Ok, But What Can I Do? (Part 1: Preface)
Information and Inspiration towards Nature-Based Land Stewardship Perspectives and Practices
(Image source: Photo by Anne LaForti)
Preface
“The living world is a unique and spectacular marvel. Trillions of individuals and millions of kinds of plants and animals, dazzling in their variety and richness, working together to benefit from the energy of the sun and the minerals of the earth; leading lives that interlock in such a way that they sustain each other. We rely entirely on this finely tuned life-support machine, and it relies on its biodiversity to run smoothly. Yet the way we humans live on earth now is sending biodiversity into a decline.”

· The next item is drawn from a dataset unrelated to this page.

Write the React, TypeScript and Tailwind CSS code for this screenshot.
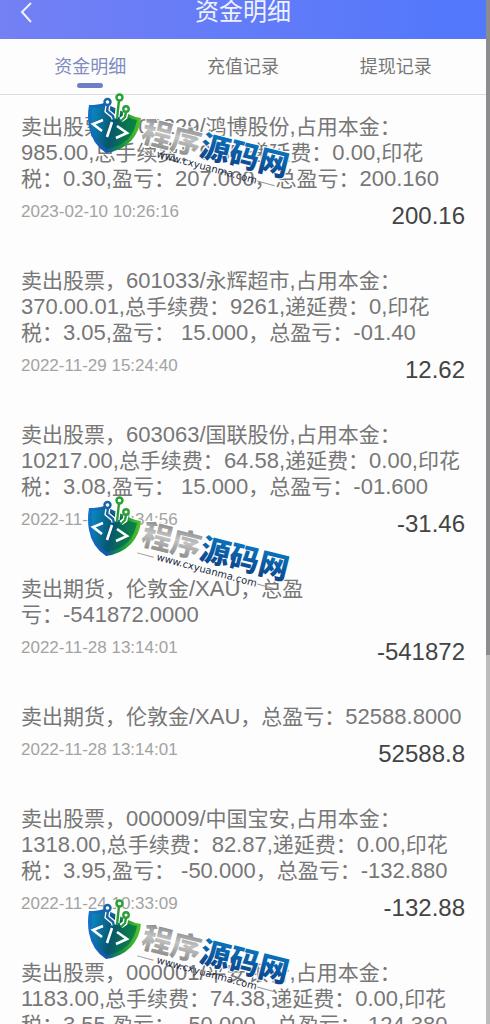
import { ReactNode } from 'react'

interface RecordItem {
  lines: string[]
  time: string
  amount: string
}

const tabs = ['资金明细', '充值记录', '提现记录']

const records: RecordItem[] = [
  {
    lines: [
      '卖出股票，002229/鸿博股份,占用本金：',
      '985.00,总手续费：9.85,递延费：0.00,印花',
      '税：0.30,盈亏：207.000，总盈亏：200.160',
    ],
    time: '2023-02-10 10:26:16',
    amount: '200.16',
  },
  {
    lines: [
      '卖出股票，601033/永辉超市,占用本金：',
      '370.00.01,总手续费：9261,递延费：0,印花',
      '税：3.05,盈亏： 15.000，总盈亏：-01.40',
    ],
    time: '2022-11-29 15:24:40',
    amount: '12.62',
  },
  {
    lines: [
      '卖出股票，603063/国联股份,占用本金：',
      '10217.00,总手续费：64.58,递延费：0.00,印花',
      '税：3.08,盈亏： 15.000，总盈亏：-01.600',
    ],
    time: '2022-11-28 13:34:56',
    amount: '-31.46',
  },
  {
    lines: ['卖出期货，伦敦金/XAU，总盈', '亏：-541872.0000'],
    time: '2022-11-28 13:14:01',
    amount: '-541872',
  },
  {
    lines: ['卖出期货，伦敦金/XAU，总盈亏：52588.8000'],
    time: '2022-11-28 13:14:01',
    amount: '52588.8',
  },
  {
    lines: [
      '卖出股票，000009/中国宝安,占用本金：',
      '1318.00,总手续费：82.87,递延费：0.00,印花',
      '税：3.95,盈亏： -50.000，总盈亏：-132.880',
    ],
    time: '2022-11-24 10:33:09',
    amount: '-132.88',
  },
  {
    lines: [
      '卖出股票，000001/平安银行,占用本金：',
      '1183.00,总手续费：74.38,递延费：0.00,印花',
      '税：3.55,盈亏： -50.000，总盈亏：-124.380',
    ],
    time: '2022-11-24 10:32:41',
    amount: '-124.38',
  },
]

// Latin runs are set one pixel larger than the Chinese around them
function mixedText(text: string): ReactNode[] {
  return text.split(/([\x20-\x7e]+)/).map((part, index) =>
    index % 2 === 1 ? (
      <span key={index} className="text-[22px]">
        {part}
      </span>
    ) : (
      part
    ),
  )
}

function Record({ lines, time, amount }: RecordItem) {
  return (
    <li className="px-[21px] pt-[19px] pb-[17px]">
      <p className="text-[21px] leading-[26px] whitespace-nowrap text-[#777]">
        {lines.map((line) => (
          <span key={line} className="block h-[26px]">
            {mixedText(line)}
          </span>
        ))}
      </p>
      <div className="flex items-start justify-between pt-2">
        <time className="text-[17px] leading-6 text-[#a3a3a3]">{time}</time>
        <span className="text-2xl leading-8 text-[#444]">{amount}</span>
      </div>
    </li>
  )
}

function Watermark({ className, id }: { className: string; id: string }) {
  return (
    <svg
      className={`pointer-events-none absolute left-20 ${className}`}
      width="230"
      height="110"
      viewBox="0 0 230 110"
      aria-hidden="true"
    >
      <defs>
        <linearGradient id={`${id}-edge`} x1="0" y1="0.4" x2="1" y2="0.5">
          <stop offset="0" stopColor="#1273c4" />
          <stop offset="0.4" stopColor="#1257a8" />
          <stop offset="0.65" stopColor="#12913f" />
          <stop offset="1" stopColor="#5cc52c" />
        </linearGradient>
        <linearGradient id={`${id}-shield`} x1="0" y1="0.3" x2="1" y2="0.5">
          <stop offset="0" stopColor="#0a84bd" />
          <stop offset="0.45" stopColor="#07566f" />
          <stop offset="1" stopColor="#0b8a3a" />
        </linearGradient>
        <linearGradient id={`${id}-silver`} x1="0" y1="0" x2="0" y2="1">
          <stop offset="0.1" stopColor="#777" />
          <stop offset="0.5" stopColor="#c4c4c4" />
          <stop offset="0.9" stopColor="#888" />
        </linearGradient>
        <linearGradient id={`${id}-blue`} x1="0" y1="0" x2="0" y2="1">
          <stop offset="0.1" stopColor="#0b7cc6" />
          <stop offset="0.9" stopColor="#0c4288" />
        </linearGradient>
      </defs>
      <path
        d="M9 18 Q18 18 24 16 L48 27 Q54 30 61 31 Q60 44 51 54 Q41 64 26 66 Q12 57 9 40 Q7 29 9 18Z"
        fill={`url(#${id}-edge)`}
      />
      <path
        d="M12 21 Q19 21 24 19 L47 30 Q52 33 57 33 Q55 44 48 52 Q39 60 27 62 Q15 54 12 40Z"
        fill={`url(#${id}-shield)`}
      />
      <path
        d="M28 18 L27 24 L33 29 L34 32 M39 13 L37 30 M46 25 L45 30 L41 33"
        fill="none"
        stroke="#fff"
        strokeWidth="5"
      />
      <g fill="none" stroke="#27a035" strokeWidth="2.4">
        <path d="M39 13 L37 32 M46 25 L45 30 L41 34" />
        <circle cx="39.5" cy="10.5" r="3" fill="#fff" />
        <circle cx="46" cy="22" r="2.7" fill="#fff" />
      </g>
      <g fill="none" stroke="#1765a8" strokeWidth="2.4">
        <path d="M28 18 L27 24 L33 29 L34 33" />
        <circle cx="27.5" cy="15" r="3" fill="#fff" />
      </g>
      <path
        d="M23 33 L13 37 L22 44 M32 35 L27 50 M37 39 L47 46 L36 51"
        fill="none"
        stroke="#fff"
        strokeWidth="2.6"
      />
      <g
        transform="translate(60 54) rotate(14)"
        fontFamily="'Noto Sans CJK SC', sans-serif"
        fontWeight="900"
        fontSize="30"
        stroke="#fff"
        strokeWidth="2"
        paintOrder="stroke"
      >
        <text fill={`url(#${id}-silver)`}>程序</text>
        <text x="60" fill={`url(#${id}-blue)`}>
          源码网
        </text>
      </g>
      <g transform="translate(76 70) rotate(15)">
        <path d="M-20 -2 H-3 M104 -3 H122" stroke="#999" />
        <text
          fontFamily="'DejaVu Sans', sans-serif"
          fontSize="10"
          fill="#1c2b3f"
        >
          www.cxyuanma.com
        </text>
      </g>
    </svg>
  )
}

export default function App() {
  return (
    <div className="relative flex h-screen overflow-hidden bg-[#fdfdfd] font-['Liberation_Sans','Noto_Sans_CJK_SC',sans-serif]">
      <main className="min-w-0 flex-1">
        <header className="grid h-[39px] grid-cols-3 items-start bg-linear-to-r from-[#7480f4] to-[#5478fb] to-90% text-[#eef1ff]">
          <button className="h-6 w-10 pl-[18px]" aria-label="返回">
            <svg
              width="16"
              height="24"
              viewBox="0 0 16 24"
              fill="none"
              stroke="currentColor"
              strokeWidth="2"
            >
              <path d="M13 3 L4 12 L13 22" />
            </svg>
          </button>
          <h1 className="text-center text-2xl leading-6">资金明细</h1>
        </header>
        <nav className="grid h-14 grid-cols-3 border-b border-[#ddd] px-[14px]">
          {tabs.map((tab, index) => (
            <button
              key={tab}
              className={
                index === 0
                  ? 'flex flex-col items-center pt-4 text-lg leading-6 text-[#7f8cc0]'
                  : 'flex flex-col items-center pt-4 text-lg leading-6 text-[#777]'
              }
            >
              {tab}
              {index === 0 && (
                <span className="mt-1 h-[5px] w-[26px] rounded-full bg-[#6d7fc8]" />
              )}
            </button>
          ))}
        </nav>
        <ul>
          {records.map((record) => (
            <Record key={record.lines[0]} {...record} />
          ))}
        </ul>
      </main>
      <div className="w-1 bg-[#bbb]">
        <div className="h-[64%] bg-[#8c8c8e]" />
      </div>
      <Watermark id="mark-a" className="top-[87px]" />
      <Watermark id="mark-b" className="top-[490px]" />
      <Watermark id="mark-c" className="top-[893px]" />
    </div>
  )
}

- David Attenburgough, A Life on Our Planet
Climate change is coming, but it has also already arrived. Biodiversity is declining and our planet spins out as humans continue to drain and consume its resources. According to NASA and NOAA analysis, approximately 2% of the landmass of the contiguous 48 states is turf grass -- making it the single largest irrigated crop in the US (Milesi et. al., 2005), that’s 38,400,000 acres of lawn, an area just a bit larger than the state of Georgia. These lawns include the yards of private homeowners, university and schoolyards, municipal parks, golf courses, and the land around businesses, warehouses, and factories. If each of these land managers saw themselves as land stewards, they could make better land management decisions for the health of the land, and those who inhabit it.
When land stewards work to help heal the microbial communities in the soil, they can create conditions conducive to life in the foundational layer (literally and figuratively) of the planet.
Homeowners, land managers, and farmers are using toxic chemicals to combat pests and weeds, using damaging tillage to break up capped and compacted soils (which releases CO2 into the atmosphere), and are relying on synthetic fertilizers to prop up plant growth in sterilized soils. These and other land management practices are harming all the life that resides in that local ecosystem -- including humans. If land managers looked at their land management practices through a nature-based lens, they could take action to reverse the damage to the land they manage and help to regenerate the ecosystem around them. Instead of wondering what to do, they could design ways to impact their land that mimic how nature meets these same needs for healing and regeneration.
This is an opportunity to do something to change the trajectory of even a tiny piece of this planet. Many of us have some property that we have some sort of “control” over, as far as management practice decisions are concerned. So we must start where we can. Each of us is uniquely positioned to improve our hyper-local ecosystems by impacting the transition of management practices to a more regenerative and holistic model. We can each find a way to step away from land degeneration and turn our land management practices towards healing the land by looking at the spaces we exist within through a nature-based lens. Nature has been adapting to varying conditions of planet Earth over millennia, continually evolving to best suit the conditions and thriving within them. Perhaps we can check in with nature, and find out how 3.8 billion years of ingenious evolution can give us some clues on how to live and how to heal the land within an ever-changing context.
If you don’t have land you personally manage, there are myriad ways you too impact the ecosystems of your local community, be it urban, suburban, or rural. By acting in support of your local community land stewardship projects, you can be an impact multiplier. Each of us is in a unique and powerful position to help heal or harm the land and the creatures on it, based on the design decisions we choose to implement. By healing the land, we can heal our local ecosystem at the same time, reversing the impacts of climate change while also helping to sink carbon into the soil long-term. This book is written from the perspective of hope.
The nature-based lens I share here is meant to be an approachable, easy-to-understand way to see the world. By looking at how natural systems accomplish functions of regeneration, and asking “How might nature solve this problem?” we can view our own opportunities from a planetary health perspective. As you join me to explore the stories shared in this book, I ask that you consider how you might aim more closely, in your own way, to heal the land you impact.
This is the preface for a manuscript I drafted for the final project of my Biomimicry master’s degree. I feel it could help you to understand the impact that each of us can have on our hyper-local ecosystems as we step toward stewardship practices that heal the soil.